What is required: Extract the lines from the start through the line that holds "string; entries: Entry[]", both included, omitting all images.
>> BEGIN Data lines
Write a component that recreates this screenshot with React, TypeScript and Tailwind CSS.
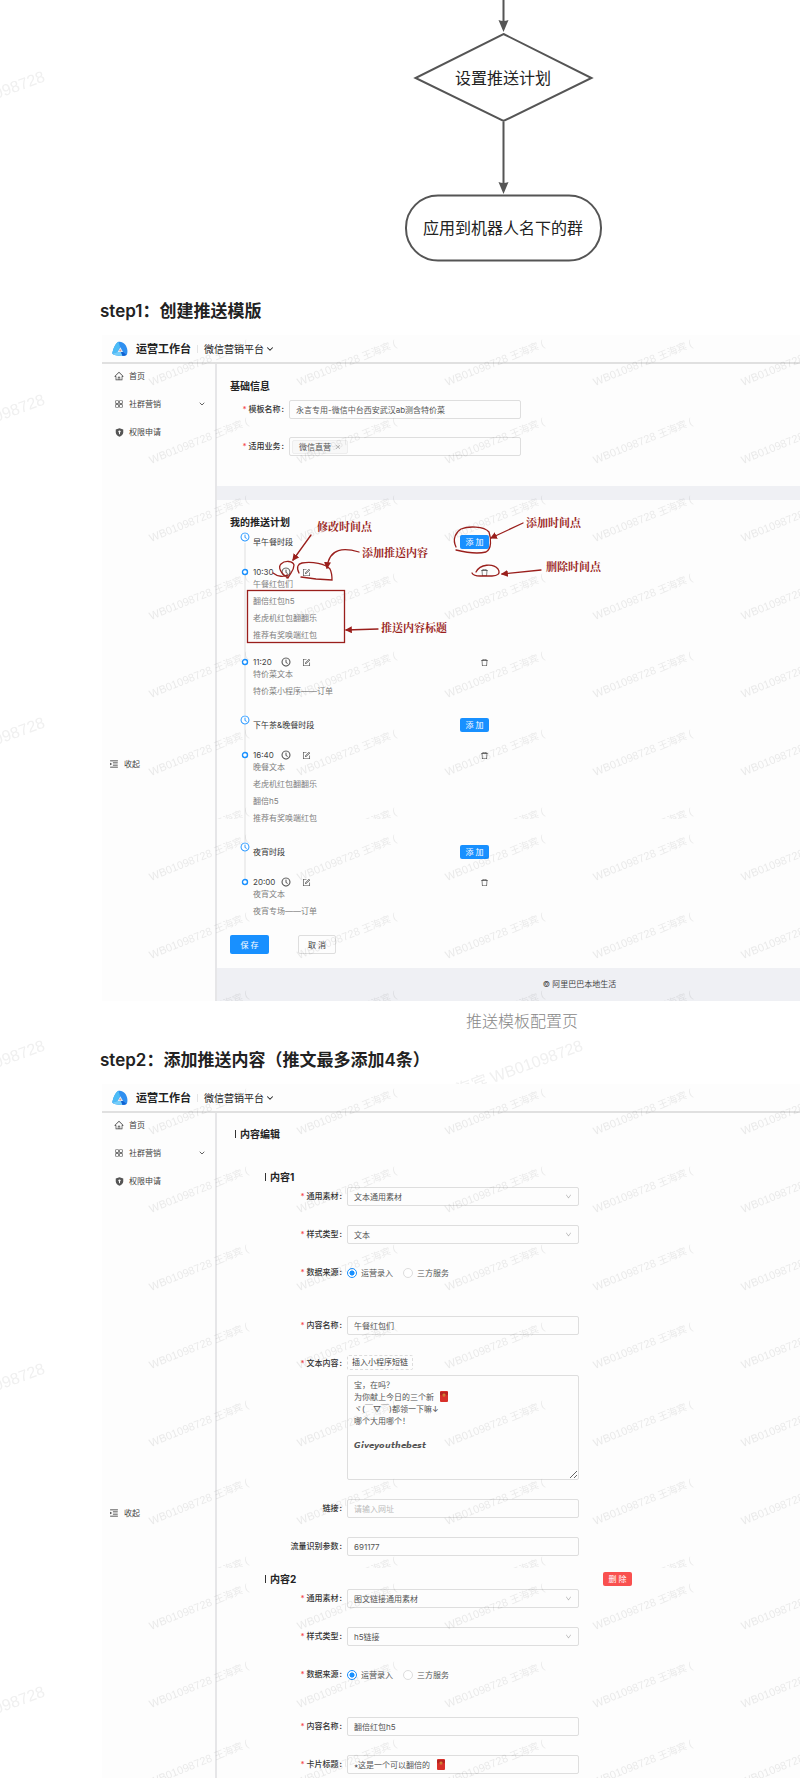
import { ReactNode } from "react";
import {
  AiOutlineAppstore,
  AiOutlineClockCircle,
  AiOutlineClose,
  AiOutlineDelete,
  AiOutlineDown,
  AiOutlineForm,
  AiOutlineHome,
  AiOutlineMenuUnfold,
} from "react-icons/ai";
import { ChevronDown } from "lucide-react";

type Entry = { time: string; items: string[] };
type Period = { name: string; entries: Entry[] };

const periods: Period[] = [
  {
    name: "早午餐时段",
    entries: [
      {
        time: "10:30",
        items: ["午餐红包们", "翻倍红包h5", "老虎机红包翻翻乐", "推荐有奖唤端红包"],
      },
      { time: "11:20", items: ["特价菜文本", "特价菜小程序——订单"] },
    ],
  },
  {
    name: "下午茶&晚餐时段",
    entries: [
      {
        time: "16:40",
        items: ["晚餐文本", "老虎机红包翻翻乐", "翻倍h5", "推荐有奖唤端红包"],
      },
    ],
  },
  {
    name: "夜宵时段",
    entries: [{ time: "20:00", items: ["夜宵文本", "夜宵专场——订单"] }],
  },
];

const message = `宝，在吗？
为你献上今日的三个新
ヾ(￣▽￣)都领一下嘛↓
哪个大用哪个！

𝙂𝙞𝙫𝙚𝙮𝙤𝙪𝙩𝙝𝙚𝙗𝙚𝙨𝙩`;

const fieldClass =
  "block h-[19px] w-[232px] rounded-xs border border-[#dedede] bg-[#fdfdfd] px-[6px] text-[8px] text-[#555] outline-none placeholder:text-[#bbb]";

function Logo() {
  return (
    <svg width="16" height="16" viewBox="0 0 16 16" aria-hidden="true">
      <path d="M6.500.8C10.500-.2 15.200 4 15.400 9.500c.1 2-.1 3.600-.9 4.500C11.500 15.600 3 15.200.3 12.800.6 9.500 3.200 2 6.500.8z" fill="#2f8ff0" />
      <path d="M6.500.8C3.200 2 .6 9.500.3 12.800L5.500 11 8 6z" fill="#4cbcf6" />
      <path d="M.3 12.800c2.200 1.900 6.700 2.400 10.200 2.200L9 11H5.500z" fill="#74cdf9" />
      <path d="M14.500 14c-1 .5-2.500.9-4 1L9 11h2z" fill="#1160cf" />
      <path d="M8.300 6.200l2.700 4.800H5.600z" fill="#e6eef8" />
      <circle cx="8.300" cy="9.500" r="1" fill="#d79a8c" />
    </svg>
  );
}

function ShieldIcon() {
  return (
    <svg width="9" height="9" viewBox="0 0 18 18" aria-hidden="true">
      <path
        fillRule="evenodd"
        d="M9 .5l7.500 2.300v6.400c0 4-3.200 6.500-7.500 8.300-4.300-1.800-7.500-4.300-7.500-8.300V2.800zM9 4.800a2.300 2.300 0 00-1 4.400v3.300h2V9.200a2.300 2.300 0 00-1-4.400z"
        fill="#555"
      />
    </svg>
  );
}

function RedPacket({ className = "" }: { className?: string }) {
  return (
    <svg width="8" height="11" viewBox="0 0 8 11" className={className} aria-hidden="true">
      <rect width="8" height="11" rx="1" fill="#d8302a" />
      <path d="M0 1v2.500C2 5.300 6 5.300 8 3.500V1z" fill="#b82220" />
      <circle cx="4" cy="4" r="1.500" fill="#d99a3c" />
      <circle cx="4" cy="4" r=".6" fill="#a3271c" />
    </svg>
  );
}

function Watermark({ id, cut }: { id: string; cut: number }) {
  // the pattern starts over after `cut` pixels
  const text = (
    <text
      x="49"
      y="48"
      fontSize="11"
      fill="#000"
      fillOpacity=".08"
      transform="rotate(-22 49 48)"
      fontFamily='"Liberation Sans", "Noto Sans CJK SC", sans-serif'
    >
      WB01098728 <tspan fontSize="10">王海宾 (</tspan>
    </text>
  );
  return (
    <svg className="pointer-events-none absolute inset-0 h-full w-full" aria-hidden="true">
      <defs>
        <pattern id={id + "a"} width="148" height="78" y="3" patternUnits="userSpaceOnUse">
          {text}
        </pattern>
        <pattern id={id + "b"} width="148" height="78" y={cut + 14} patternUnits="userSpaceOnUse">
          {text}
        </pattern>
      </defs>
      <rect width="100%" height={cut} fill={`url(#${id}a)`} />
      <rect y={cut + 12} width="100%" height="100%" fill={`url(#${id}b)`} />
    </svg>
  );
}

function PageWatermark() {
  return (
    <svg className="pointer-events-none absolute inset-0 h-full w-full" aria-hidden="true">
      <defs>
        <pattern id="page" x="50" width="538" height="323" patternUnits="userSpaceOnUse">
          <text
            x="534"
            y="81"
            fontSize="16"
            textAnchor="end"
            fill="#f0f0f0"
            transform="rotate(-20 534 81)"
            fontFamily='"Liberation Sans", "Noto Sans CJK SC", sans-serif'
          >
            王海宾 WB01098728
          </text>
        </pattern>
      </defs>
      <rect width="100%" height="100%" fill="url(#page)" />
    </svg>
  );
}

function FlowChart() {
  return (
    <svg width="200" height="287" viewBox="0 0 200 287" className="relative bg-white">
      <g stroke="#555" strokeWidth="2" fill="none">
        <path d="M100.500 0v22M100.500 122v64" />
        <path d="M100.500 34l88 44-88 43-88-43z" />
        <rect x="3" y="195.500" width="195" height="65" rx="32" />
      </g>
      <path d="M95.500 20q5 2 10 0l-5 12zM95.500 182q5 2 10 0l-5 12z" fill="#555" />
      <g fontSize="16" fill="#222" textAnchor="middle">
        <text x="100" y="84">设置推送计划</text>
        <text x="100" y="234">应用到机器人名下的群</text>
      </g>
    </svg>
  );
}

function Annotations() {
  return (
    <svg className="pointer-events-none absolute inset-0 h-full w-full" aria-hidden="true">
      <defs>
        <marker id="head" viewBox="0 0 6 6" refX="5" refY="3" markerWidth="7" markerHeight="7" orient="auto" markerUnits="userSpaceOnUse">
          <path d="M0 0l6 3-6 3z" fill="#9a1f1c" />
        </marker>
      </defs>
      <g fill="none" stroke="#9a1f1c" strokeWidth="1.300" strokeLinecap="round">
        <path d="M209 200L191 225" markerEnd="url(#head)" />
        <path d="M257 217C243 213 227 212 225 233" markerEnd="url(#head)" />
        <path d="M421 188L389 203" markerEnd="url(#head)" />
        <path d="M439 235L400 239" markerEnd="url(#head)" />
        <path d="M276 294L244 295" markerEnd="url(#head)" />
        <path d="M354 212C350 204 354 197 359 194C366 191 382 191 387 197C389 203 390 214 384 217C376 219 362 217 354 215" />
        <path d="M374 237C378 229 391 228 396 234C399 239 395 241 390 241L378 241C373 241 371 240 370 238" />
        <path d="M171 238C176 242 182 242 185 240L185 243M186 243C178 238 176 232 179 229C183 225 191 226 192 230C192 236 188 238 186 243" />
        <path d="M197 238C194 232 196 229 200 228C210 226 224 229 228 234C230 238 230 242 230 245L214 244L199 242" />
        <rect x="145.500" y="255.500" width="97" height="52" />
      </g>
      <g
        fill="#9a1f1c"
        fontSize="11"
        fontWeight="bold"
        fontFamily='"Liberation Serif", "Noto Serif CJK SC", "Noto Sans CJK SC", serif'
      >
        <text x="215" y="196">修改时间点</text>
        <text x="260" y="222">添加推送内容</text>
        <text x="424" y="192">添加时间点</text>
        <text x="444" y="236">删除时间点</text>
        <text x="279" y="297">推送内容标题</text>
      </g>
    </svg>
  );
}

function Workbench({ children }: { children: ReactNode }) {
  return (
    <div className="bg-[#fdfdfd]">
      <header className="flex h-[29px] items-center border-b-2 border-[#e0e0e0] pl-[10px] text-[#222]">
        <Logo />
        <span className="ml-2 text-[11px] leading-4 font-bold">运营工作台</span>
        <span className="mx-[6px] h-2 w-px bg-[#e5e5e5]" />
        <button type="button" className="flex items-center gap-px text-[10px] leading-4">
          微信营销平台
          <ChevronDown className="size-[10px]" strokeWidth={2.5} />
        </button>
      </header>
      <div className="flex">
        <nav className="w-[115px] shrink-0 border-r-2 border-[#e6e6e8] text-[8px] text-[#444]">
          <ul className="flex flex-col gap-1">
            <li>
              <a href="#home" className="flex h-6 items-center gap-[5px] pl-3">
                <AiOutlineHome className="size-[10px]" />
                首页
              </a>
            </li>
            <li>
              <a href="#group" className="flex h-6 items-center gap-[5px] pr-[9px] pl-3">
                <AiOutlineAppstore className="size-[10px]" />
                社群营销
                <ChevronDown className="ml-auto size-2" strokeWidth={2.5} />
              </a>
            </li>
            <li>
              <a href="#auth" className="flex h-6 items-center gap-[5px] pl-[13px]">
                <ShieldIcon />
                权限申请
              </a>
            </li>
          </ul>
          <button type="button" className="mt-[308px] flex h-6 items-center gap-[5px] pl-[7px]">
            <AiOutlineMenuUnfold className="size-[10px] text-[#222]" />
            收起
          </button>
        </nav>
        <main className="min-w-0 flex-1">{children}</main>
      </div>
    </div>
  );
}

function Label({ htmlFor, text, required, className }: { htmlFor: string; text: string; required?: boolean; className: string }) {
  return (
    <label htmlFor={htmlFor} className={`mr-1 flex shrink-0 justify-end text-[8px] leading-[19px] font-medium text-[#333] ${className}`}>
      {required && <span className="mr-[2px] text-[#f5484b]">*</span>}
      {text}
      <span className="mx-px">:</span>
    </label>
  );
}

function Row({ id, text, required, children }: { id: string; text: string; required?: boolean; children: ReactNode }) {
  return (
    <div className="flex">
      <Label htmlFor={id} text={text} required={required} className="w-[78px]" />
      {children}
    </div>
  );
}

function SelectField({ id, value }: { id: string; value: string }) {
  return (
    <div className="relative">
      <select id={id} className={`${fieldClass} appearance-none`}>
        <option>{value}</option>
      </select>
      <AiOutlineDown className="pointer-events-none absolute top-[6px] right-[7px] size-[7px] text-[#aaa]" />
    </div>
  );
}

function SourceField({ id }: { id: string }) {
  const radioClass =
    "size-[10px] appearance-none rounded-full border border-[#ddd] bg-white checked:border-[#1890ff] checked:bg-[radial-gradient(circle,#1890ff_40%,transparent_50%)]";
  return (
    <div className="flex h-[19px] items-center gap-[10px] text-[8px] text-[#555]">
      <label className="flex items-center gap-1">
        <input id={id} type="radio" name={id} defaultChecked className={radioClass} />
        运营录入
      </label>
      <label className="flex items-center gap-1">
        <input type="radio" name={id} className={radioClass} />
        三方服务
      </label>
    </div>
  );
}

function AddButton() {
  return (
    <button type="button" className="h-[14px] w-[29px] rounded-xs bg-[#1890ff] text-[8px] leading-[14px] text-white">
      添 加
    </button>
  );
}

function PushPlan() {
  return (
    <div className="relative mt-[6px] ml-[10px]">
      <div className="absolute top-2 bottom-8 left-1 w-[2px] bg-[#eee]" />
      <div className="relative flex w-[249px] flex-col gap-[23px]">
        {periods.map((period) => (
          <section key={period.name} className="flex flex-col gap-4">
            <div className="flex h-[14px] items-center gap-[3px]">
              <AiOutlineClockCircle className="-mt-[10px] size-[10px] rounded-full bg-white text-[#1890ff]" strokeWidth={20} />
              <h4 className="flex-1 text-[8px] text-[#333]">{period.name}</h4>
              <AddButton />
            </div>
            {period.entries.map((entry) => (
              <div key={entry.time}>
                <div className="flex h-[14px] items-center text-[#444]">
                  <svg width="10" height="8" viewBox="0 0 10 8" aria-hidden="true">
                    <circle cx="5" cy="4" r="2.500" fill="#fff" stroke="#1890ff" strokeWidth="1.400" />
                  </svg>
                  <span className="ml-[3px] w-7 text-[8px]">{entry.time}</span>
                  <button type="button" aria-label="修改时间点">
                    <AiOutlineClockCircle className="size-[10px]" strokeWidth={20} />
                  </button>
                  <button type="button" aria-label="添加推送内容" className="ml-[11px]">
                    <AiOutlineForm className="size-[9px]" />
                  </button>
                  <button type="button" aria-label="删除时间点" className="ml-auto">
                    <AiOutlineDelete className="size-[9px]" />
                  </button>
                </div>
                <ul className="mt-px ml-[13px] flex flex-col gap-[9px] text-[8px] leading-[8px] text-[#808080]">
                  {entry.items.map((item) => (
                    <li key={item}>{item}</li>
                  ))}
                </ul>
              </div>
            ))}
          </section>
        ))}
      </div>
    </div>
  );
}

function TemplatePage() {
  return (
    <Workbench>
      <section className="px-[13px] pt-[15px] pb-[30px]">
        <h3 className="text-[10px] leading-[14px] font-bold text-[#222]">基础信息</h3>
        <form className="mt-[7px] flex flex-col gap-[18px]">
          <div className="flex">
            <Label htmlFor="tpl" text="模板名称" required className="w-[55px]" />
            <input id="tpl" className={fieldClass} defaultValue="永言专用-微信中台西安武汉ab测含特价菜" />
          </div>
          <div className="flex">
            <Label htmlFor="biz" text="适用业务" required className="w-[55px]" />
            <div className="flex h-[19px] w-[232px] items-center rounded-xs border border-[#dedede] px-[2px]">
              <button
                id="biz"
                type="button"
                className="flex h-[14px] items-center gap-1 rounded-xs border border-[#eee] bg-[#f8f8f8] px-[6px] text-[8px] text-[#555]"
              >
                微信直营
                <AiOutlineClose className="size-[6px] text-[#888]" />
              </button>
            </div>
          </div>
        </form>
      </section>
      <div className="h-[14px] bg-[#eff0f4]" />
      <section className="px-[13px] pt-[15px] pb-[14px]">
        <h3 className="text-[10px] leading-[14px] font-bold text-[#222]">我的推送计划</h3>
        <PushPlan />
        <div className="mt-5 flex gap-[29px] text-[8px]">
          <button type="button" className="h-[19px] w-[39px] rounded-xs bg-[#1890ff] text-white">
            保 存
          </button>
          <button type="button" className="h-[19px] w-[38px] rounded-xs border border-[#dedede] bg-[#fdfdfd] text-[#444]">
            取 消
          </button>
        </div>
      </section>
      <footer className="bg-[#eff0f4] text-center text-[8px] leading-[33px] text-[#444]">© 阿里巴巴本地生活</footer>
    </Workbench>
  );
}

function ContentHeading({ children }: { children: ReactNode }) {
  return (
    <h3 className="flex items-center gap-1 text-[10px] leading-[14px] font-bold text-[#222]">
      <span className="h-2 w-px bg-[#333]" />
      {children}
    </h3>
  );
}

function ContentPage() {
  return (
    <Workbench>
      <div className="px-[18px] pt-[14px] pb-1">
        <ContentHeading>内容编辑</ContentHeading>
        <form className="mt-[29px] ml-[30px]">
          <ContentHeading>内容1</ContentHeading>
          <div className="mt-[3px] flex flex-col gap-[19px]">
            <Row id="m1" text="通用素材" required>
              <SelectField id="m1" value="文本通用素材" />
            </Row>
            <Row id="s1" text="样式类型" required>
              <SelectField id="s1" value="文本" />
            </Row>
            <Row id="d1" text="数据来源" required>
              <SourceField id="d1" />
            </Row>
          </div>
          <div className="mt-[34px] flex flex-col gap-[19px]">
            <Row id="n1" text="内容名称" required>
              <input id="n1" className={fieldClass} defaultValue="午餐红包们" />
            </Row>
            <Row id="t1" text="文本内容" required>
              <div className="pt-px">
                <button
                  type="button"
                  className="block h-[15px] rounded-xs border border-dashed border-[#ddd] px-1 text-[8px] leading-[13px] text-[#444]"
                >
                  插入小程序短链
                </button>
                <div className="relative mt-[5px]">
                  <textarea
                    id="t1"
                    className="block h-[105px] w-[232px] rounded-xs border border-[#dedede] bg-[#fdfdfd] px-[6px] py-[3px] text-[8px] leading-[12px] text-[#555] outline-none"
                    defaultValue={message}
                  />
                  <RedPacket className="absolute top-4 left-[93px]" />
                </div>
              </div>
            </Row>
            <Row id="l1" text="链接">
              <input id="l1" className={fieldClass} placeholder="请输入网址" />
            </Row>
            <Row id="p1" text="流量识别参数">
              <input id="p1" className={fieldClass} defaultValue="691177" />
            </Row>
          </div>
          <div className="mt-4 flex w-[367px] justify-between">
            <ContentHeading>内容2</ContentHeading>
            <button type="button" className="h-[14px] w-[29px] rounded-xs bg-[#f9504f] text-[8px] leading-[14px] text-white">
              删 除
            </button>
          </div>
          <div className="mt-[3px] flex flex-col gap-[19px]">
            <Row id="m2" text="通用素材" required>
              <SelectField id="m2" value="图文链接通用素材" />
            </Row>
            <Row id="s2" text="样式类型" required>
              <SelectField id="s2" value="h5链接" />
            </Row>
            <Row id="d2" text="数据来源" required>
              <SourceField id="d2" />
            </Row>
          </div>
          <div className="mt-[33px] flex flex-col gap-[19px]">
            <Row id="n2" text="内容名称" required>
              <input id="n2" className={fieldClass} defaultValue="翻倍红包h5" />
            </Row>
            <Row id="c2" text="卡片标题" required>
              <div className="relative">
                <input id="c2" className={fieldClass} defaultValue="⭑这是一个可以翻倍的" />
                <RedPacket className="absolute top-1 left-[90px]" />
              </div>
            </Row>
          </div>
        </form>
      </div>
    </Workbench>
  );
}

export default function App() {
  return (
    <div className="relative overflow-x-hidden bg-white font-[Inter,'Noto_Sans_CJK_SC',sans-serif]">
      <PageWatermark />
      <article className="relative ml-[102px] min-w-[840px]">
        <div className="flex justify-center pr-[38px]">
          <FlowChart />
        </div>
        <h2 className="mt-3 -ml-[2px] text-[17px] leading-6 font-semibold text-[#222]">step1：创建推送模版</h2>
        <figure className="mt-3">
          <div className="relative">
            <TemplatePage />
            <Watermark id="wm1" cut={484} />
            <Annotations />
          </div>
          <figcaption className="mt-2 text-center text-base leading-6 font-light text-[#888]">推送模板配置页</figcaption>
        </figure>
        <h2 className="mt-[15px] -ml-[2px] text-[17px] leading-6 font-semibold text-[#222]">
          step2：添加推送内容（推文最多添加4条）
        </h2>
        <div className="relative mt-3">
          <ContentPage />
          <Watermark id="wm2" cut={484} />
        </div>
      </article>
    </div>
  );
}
>> END Data lines
Correct output:
Write a component that recreates this screenshot with React, TypeScript and Tailwind CSS.
import { ReactNode } from "react";
import {
  AiOutlineAppstore,
  AiOutlineClockCircle,
  AiOutlineClose,
  AiOutlineDelete,
  AiOutlineDown,
  AiOutlineForm,
  AiOutlineHome,
  AiOutlineMenuUnfold,
} from "react-icons/ai";
import { ChevronDown } from "lucide-react";

type Entry = { time: string; items: string[] };
type Period = { name: string; entries: Entry[] };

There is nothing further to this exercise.